Public school teachers have to operate within the confines of some pretty intense structure. It’s more or less a means of survival: You can’t hope to keep order, let alone actually educate 30 vastly different children without it!
But while rules and structure certainly have their place, they don’t necessarily encourage learning. In the home one can reap the benefit of a small teacher-to-student ratio and the learning can really flourish. Kids don’t have to be bound to desks or schedules or traditional methods, and they can learn at their own pace, rather than be expected to follow along with a classroom of students.
Pushing kids too hard too early can have disastrous effects.
Sorry, but I cringe when I hear moms distraught over 5- year- olds who aren’t reading. It hurts my heart when I read articles about kindergarteners with two hours’ worth of homework every night.
Really? So children can’t be children any more? They are somehow less than if they aren’t fluent readers at age 4 or 5?

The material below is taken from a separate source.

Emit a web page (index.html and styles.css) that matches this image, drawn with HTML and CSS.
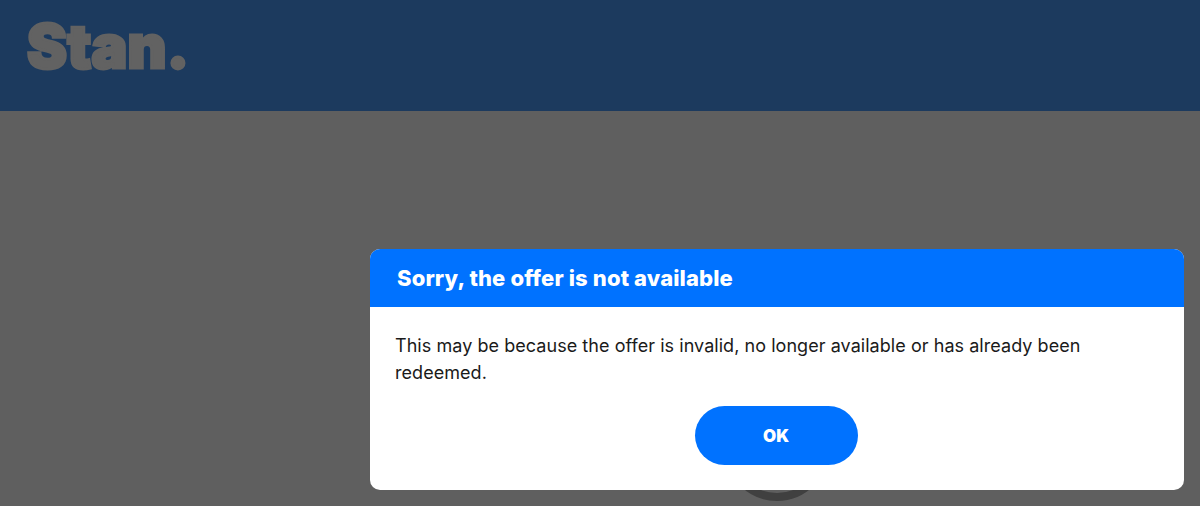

When kids are eager and ready to learn, I’m not opposed to teaching them, but I know from experience that pushing young children academically can often do more harm than good. We ignore the tremendous benefits of playtime and our sweet little kiddos come to associate learning with demands and pressure. It generally has the opposite effect of what we’re looking for; It slows learning rather than encourages it, and the negative impact can have long-lasting consequences.
I’m still learning where homeschooling is concerned, but I’ve definitely come a long way! Oh, the stress and worry I would have saved myself if I’d known these simple things in the beginning!